Guard's latest work, Farrah Rogue: Zero Hour, got its unique start as the beginnings of a short animated film done in MODO, but it soon transformed into a very different creation. After developing an elaborate story for his laser-toting space heroine and doing quite a bit animation work on the project, he realized it'd be more marketable as a game. The short film quickly grew into a multiplayer focused first-person shooter game, retaining some of the original film cinematics he created.
"I think MODO is super capable as a cinematic tool," notes Guard, who says he uses it both for cutscenes and in-game assets. "MODO is everywhere in this project, from cinematics and models to baking, animation, and texture work. Basically it's the heart of Farrah. Without it, I don't think I could have done as good of a job as I have. All the animation is through ACS, which, by the way, is an amazing tool for auto rigging."
Shifting gears from creating an animated short film to fleshing the project out into a fully-fledged game wasn't an easy decision for Guard, but it proved to be the right direction for the project. After experimenting with different prototypes, he settled on the first-person shooter format and brought two other team members on-board -- programmer Jonathan Chien and illustrator Steven Celiceo -- to dive into development with.
The creative independence and flexibility of working on a small indie teams has its benefits, but it can also be challenging to juggle development of larger projects with only a handful of people carrying the weight. "One of the biggest obstacles is staff size. We're just three people," says Guard, noting MODO is a real life saver. "I do all of the 3D work, and MODO helps in that respect by being a super fast tool to get stuff done with and rework things that aren't working design wise."
"More often than not... I have to tweak and make serious model changes. This is where MODO excels. [It] does such an amazing job keeping UVs intact that it's not even a second thought if I need to make changes since it won’t be much of a pain."
Farrah's 3D character design was rotopo'd, animated, baked, and polished using MODO, though Guard found it to be a particularly instrumental tool for developing and testing inventive stages for players to battle across. In one diabolical level lovingly labeled "The Incinerator," the main floor of the room features a huge platform that rotates a full 360 degrees along a horizontal plane, dumping unwary players onto lethal grinding gears spinning away in the pit far below.
Like with many of his stages, the design process often begins with simply coming up with a cool scenario that Guard would like to play in. "For example, the Incinerator level came from the idea of having a huge trash compactor at the bottom of the GARL facility," he says. From there, it's a matter of blocking out some rough level geometry, playtesting the area, and making changes until he's happy with the level.

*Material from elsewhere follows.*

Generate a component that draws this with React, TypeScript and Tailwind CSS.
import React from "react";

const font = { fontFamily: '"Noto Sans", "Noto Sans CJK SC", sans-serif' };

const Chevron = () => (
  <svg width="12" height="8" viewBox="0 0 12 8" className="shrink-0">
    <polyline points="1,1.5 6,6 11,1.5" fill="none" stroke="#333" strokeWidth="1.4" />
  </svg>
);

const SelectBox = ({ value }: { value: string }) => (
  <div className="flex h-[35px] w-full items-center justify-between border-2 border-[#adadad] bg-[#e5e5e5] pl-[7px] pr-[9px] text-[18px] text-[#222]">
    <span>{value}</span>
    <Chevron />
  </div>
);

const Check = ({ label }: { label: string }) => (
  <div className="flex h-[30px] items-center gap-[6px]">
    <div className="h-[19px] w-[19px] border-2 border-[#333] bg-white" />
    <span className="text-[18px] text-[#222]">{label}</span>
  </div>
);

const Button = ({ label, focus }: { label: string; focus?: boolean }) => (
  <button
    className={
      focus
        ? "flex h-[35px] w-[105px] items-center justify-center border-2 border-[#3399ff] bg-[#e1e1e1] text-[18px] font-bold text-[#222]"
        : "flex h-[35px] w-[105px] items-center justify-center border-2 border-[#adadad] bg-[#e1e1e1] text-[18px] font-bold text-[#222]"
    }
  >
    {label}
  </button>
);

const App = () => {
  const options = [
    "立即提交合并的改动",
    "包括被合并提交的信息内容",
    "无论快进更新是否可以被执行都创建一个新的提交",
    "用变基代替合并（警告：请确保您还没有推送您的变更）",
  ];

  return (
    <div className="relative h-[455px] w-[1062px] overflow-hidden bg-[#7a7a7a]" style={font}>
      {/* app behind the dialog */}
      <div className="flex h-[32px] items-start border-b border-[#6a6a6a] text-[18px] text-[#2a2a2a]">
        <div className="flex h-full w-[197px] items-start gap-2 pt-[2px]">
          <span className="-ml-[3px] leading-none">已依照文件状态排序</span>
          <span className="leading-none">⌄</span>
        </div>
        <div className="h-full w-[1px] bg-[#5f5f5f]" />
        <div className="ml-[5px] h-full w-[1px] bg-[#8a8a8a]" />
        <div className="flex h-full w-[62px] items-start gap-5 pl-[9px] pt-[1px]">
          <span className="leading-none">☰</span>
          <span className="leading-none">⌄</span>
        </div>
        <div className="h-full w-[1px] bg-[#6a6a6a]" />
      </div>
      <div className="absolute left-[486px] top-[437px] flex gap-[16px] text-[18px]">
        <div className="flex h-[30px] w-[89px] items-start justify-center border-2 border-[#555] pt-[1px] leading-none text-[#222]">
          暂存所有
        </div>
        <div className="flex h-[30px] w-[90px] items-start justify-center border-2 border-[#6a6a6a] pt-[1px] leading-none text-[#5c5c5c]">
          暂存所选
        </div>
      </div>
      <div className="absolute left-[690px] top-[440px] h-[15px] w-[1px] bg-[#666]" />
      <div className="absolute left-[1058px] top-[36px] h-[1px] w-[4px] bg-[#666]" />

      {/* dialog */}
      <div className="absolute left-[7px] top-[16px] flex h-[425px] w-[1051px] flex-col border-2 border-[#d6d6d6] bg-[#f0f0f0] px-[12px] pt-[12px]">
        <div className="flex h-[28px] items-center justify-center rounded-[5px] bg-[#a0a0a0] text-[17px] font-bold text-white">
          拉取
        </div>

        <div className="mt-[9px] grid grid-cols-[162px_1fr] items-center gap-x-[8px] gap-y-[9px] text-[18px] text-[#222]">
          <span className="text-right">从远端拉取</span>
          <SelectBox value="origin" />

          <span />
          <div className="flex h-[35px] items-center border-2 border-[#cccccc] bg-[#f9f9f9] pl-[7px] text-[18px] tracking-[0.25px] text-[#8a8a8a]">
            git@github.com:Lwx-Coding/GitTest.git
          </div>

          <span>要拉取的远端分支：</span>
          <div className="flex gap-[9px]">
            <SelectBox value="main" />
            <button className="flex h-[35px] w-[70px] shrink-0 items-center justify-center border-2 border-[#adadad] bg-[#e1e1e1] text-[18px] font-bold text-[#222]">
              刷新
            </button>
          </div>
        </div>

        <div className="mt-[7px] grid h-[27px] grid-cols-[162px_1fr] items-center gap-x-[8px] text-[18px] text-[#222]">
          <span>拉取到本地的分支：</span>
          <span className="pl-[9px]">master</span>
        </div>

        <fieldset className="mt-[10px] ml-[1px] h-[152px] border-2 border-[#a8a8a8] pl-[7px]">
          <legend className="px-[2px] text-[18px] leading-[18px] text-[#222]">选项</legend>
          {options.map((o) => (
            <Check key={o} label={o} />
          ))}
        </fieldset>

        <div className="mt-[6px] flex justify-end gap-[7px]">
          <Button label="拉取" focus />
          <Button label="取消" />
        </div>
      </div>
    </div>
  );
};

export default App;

When most of the kinks are worked out, he moves on to visual detailing and texturing the environment in MODO, and then digs in for another run of play tests. Throughout the level testing phase, however, Guard frequently uncovers elements he wants to overhaul, and MODO makes that process so much easier handle.
"More often than not, I either start to become unhappy with something in the level or see that players aren't enjoying it, so I have to tweak and make serious model changes," he says. "This is where MODO excels. [It] does such an amazing job keeping UVs intact that it's not even a second thought if I need to make changes since it won’t be much of a pain."
For a lot of projects, the pipeline itself is where a lot of the headaches can come from, says Guard, but that's not the case with the MODO to Unity workflow. The two programs plays nice together, he adds, which makes tweaking design elements and implementing updates a breeze. "All your setup stays intact inside unity," he says. "This frees the designer to make drastic changes without the worry of losing work or redoing work. Simply put: it's an awesome way to work."
Work continues on Farrah Rogue: Zero Hour, which is slated for an initial launch on Ouya and computers (PC, Mac, and Linux) before eventually getting an updated console launch for WiiU and Xbox One. Because he's still developing the project, Guard is on a version lock to ensure switching to the latest edition of MODO mid-production doesn't inadvertently introduce any problems that might delay release. That said, he's eager to check out MODO 801 and plans to use it for his next project.
"There are a ton of awesome features that I want to play with," he says. "The dynamics with fracture have given me so many ideas, but I just have to wait to open 801 and its killing me. I want to play with all those new tools."